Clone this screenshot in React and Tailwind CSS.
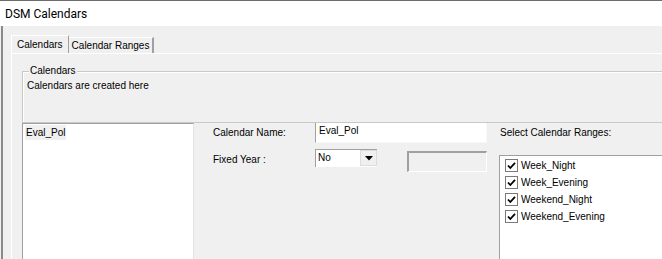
import React from "react";

const ranges = ["Week_Night", "Week_Evening", "Weekend_Night", "Weekend_Evening"];

const Check = () => (
  <span className="w-[13px] h-[13px] border border-[#7a7a7a] bg-white flex items-center justify-center shrink-0">
    <svg width="9" height="9" viewBox="0 0 9 9">
      <path d="M1 4.5 L3.3 7 L8 1.8" stroke="#000" strokeWidth="1.8" fill="none" />
    </svg>
  </span>
);

export default function App() {
  return (
    <div
      className="w-[662px] h-[259px] overflow-hidden bg-[#f0f0f0] text-[10px] text-black"
      style={{ fontFamily: "'Liberation Sans', Arial, sans-serif" }}
    >
      <div className="h-[26px] bg-white border-t border-[#6d6d6d] flex items-center pl-[5px]">
        <span className="text-[12px]" style={{ fontFamily: "Roboto, 'Liberation Sans', sans-serif" }}>
          DSM Calendars
        </span>
      </div>
      <div className="border-l-2 border-[#8a8a8a] h-[233px] pl-[8px] pt-[9px] ml-[1px] overflow-hidden">
        <div className="flex h-[18px] items-end">
          <div className="h-[18px] px-[5px] flex items-center border-l border-t border-white border-r border-r-[#a0a0a0] bg-[#f0f0f0]">
            Calendars
          </div>
          <div className="h-[16px] px-[3px] flex items-center border-t border-white border-r-2 border-r-[#a0a0a0]">
            Calendar Ranges
          </div>
        </div>
        <div className="border-l border-t border-white h-full pl-[10px] pt-[17px]">
          <div className="border border-[#c8c8c8] shadow-[inset_1px_1px_0_#fff] h-[52px] pl-[4px] relative -mr-[10px]">
            <span className="absolute -top-[8px] left-[6px] bg-[#f0f0f0] px-[1px] leading-[14px]">Calendars</span>
            <div className="pt-[6px]">Calendars are created here</div>
          </div>
          <div className="flex w-[700px]">
            <div className="shrink-0 w-[172px] h-[140px] bg-white border-l border-t border-[#a0a0a0] border-r border-r-[#e3e3e3] pt-[1px] pl-[2px]">
              <span className="inline-block bg-[#f0f0f0] px-[1px] leading-[15px]">Eval_Pol</span>
            </div>
            <div className="shrink-0 ml-[19px] w-[274px] flex flex-col">
              <div className="flex items-center h-[21px] mt-[-1px]">
                <span className="w-[102px]">Calendar Name:</span>
                <div className="w-[172px] h-[21px] bg-white border-l border-t border-[#a0a0a0] border-r border-b border-r-[#f8f8f8] border-b-[#f8f8f8] pl-[3px] pt-[1px] leading-[14px]">
                  Eval_Pol
                </div>
              </div>
              <div className="flex items-start mt-[6px]">
                <span className="w-[102px] mt-[3px]">Fixed Year :</span>
                <div className="w-[62px] h-[18px] bg-white border-l border-t border-[#a0a0a0] flex">
                  <span className="flex-1 pl-[2px] leading-[15px]">No</span>
                  <span className="w-[17px] h-[16px] border border-[#dcdcdc] bg-[#f0f0f0] flex items-center justify-center">
                    <svg width="8" height="5" viewBox="0 0 8 5">
                      <path d="M0 0 H8 L4 4.5 Z" fill="#000" />
                    </svg>
                  </span>
                </div>
                <div className="ml-[30px] mt-[2px] w-[80px] h-[21px] border-l-2 border-t-2 border-[#a0a0a0] border-r border-b border-r-white border-b-white bg-[#f0f0f0]" />
              </div>
            </div>
            <div className="shrink-0 ml-[12px] flex flex-col">
              <div className="h-[21px] flex items-center mt-[-1px] ml-[1px]">Select Calendar Ranges:</div>
              <div className="mt-[12px] w-[170px] h-[110px] bg-white border-l border-t border-[#a0a0a0] pt-[3px] pl-[5px] flex flex-col gap-[4px]">
                {ranges.map((r) => (
                  <div key={r} className="flex items-center gap-[3px] h-[13px]">
                    <Check />
                    <span>{r}</span>
                  </div>
                ))}
              </div>
            </div>
          </div>
        </div>
      </div>
    </div>
  );
}
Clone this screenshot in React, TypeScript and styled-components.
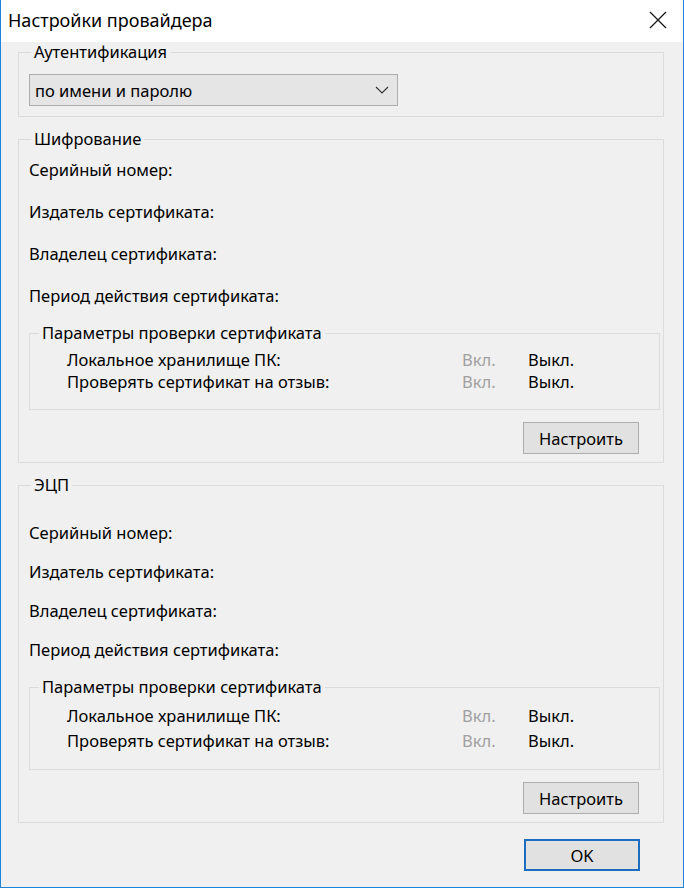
import styled, { createGlobalStyle } from 'styled-components';

const GlobalStyle = createGlobalStyle`
  html, body {
    margin: 0;
    padding: 0;
    background: #f0f0f0;
  }
  * {
    box-sizing: border-box;
  }
`;

type Cert = {
  title: string;
  topPad: number;
  rowGap: number;
  checkHeight: number;
};

const certGroups: Cert[] = [
  { title: 'Шифрование', topPad: 11, rowGap: 22, checkHeight: 22 },
  { title: 'ЭЦП', topPad: 28, rowGap: 19, checkHeight: 25 },
];

const checks = ['Локальное хранилище ПК:', 'Проверять сертификат на отзыв:'];

const labels = [
  'Серийный номер:',
  'Издатель сертификата:',
  'Владелец сертификата:',
  'Период действия сертификата:',
];

function CloseIcon() {
  return (
    <svg width='18' height='18' viewBox='0 0 18 18'>
      <path d='M1 1 L17 17 M17 1 L1 17' stroke='#1a1a1a' strokeWidth='1.3' fill='none' />
    </svg>
  );
}

function Chevron() {
  return (
    <svg width='14' height='8' viewBox='0 0 14 8'>
      <path d='M1 1 L7 7 L13 1' stroke='#333' strokeWidth='1.1' fill='none' />
    </svg>
  );
}

function CertificateGroup({ title, topPad, rowGap, checkHeight }: Cert) {
  return (
    <Group $bottomPad={8}>
      <Legend>{title}</Legend>
      <LabelList $topPad={topPad} $gap={rowGap}>
        {labels.map((l) => (
          <Label key={l}>{l}</Label>
        ))}
      </LabelList>
      <InnerGroup>
        <Legend $inner>Параметры проверки сертификата</Legend>
        <CheckGrid>
          {checks.map((c) => (
            <CheckRow key={c} $height={checkHeight}>
              <span>{c}</span>
              <Off>Вкл.</Off>
              <span>Выкл.</span>
            </CheckRow>
          ))}
        </CheckGrid>
      </InnerGroup>
      <ButtonRow $top={12}>
        <Button>Настроить</Button>
      </ButtonRow>
    </Group>
  );
}

export default function App() {
  return (
    <>
      <GlobalStyle />
      <Window>
        <TitleBar>
          <Title>Настройки провайдера</Title>
          <CloseButton>
            <CloseIcon />
          </CloseButton>
        </TitleBar>
        <Body>
          <Group $bottomPad={10}>
            <Legend>Аутентификация</Legend>
            <Select>
              <span>по имени и паролю</span>
              <Chevron />
            </Select>
          </Group>
          {certGroups.map((g) => (
            <CertificateGroup key={g.title} {...g} />
          ))}
          <ButtonRow $top={4}>
            <Button $primary>OK</Button>
          </ButtonRow>
        </Body>
      </Window>
    </>
  );
}

const Window = styled.div`
  width: 684px;
  height: 888px;
  display: flex;
  flex-direction: column;
  background: #f0f0f0;
  border: 1px solid #1e84d8;
  border-top: none;
  font-family: 'Noto Sans', 'Open Sans', sans-serif;
  font-size: 16.5px;
  color: #000;
`;

const TitleBar = styled.div`
  height: 42px;
  background: #fff;
  display: flex;
  align-items: center;
  justify-content: space-between;
  padding: 0 16px 0 7px;
`;

const Title = styled.div`
  font-size: 18px;
  margin-top: -2px;
`;

const CloseButton = styled.div`
  display: flex;
  align-items: center;
  margin-top: -2px;
`;

const Body = styled.div`
  display: flex;
  flex-direction: column;
  gap: 12px;
  padding: 0 19px 0 17px;
`;

const Group = styled.fieldset<{ $bottomPad: number }>`
  margin: 0;
  min-width: 0;
  border: 1px solid #dcdcdc;
  padding: 0 0 ${(p) => p.$bottomPad}px 10px;
`;

const Legend = styled.legend<{ $inner?: boolean }>`
  margin-left: ${(p) => (p.$inner ? 9 : 2)}px;
  padding: 0 3px;
  line-height: 20px;
`;

const Select = styled.div`
  margin-top: 12px;
  width: 369px;
  height: 32px;
  display: flex;
  align-items: center;
  justify-content: space-between;
  padding: 0 8px 0 5px;
  background: #e5e5e5;
  border: 1px solid #acacac;
`;

const LabelList = styled.div<{ $topPad: number; $gap: number }>`
  display: flex;
  flex-direction: column;
  gap: ${(p) => p.$gap}px;
  padding-top: ${(p) => p.$topPad}px;
  margin-bottom: 17px;
`;

const Label = styled.div`
  line-height: 20px;
`;

const InnerGroup = styled.fieldset`
  margin: 0 3px 0 0;
  min-width: 0;
  border: 1px solid #dcdcdc;
  padding: 6px 0 16px 0;
`;

const CheckGrid = styled.div`
  display: flex;
  flex-direction: column;
  padding-left: 37px;
`;

const CheckRow = styled.div<{ $height: number }>`
  display: grid;
  grid-template-columns: 395px 66px auto;
  line-height: ${(p) => p.$height}px;
`;

const Off = styled.span`
  color: #a0a0a0;
`;

const ButtonRow = styled.div<{ $top: number }>`
  display: flex;
  justify-content: flex-end;
  padding-right: 24px;
  margin-top: ${(p) => p.$top}px;
`;

const Button = styled.div<{ $primary?: boolean }>`
  width: 116px;
  height: 32px;
  display: flex;
  align-items: center;
  justify-content: center;
  background: #e1e1e1;
  border: ${(p) => (p.$primary ? '2px solid #1c6cc0' : '1px solid #adadad')};
`;
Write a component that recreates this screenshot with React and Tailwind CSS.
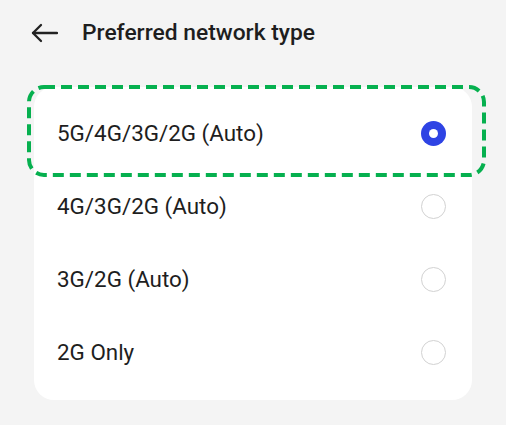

▶ SET PROBLEM
Using the entries above, write out exactly the lines from the one with "Clone this screenshot in React, TypeScript" through the one with "const checks = ['Локальное", ends included. Leave out any pictures.

▶ FINAL RESULT
Clone this screenshot in React, TypeScript and styled-components.
import styled, { createGlobalStyle } from 'styled-components';

const GlobalStyle = createGlobalStyle`
  html, body {
    margin: 0;
    padding: 0;
    background: #f0f0f0;
  }
  * {
    box-sizing: border-box;
  }
`;

type Cert = {
  title: string;
  topPad: number;
  rowGap: number;
  checkHeight: number;
};

const certGroups: Cert[] = [
  { title: 'Шифрование', topPad: 11, rowGap: 22, checkHeight: 22 },
  { title: 'ЭЦП', topPad: 28, rowGap: 19, checkHeight: 25 },
];

const checks = ['Локальное хранилище ПК:', 'Проверять сертификат на отзыв:'];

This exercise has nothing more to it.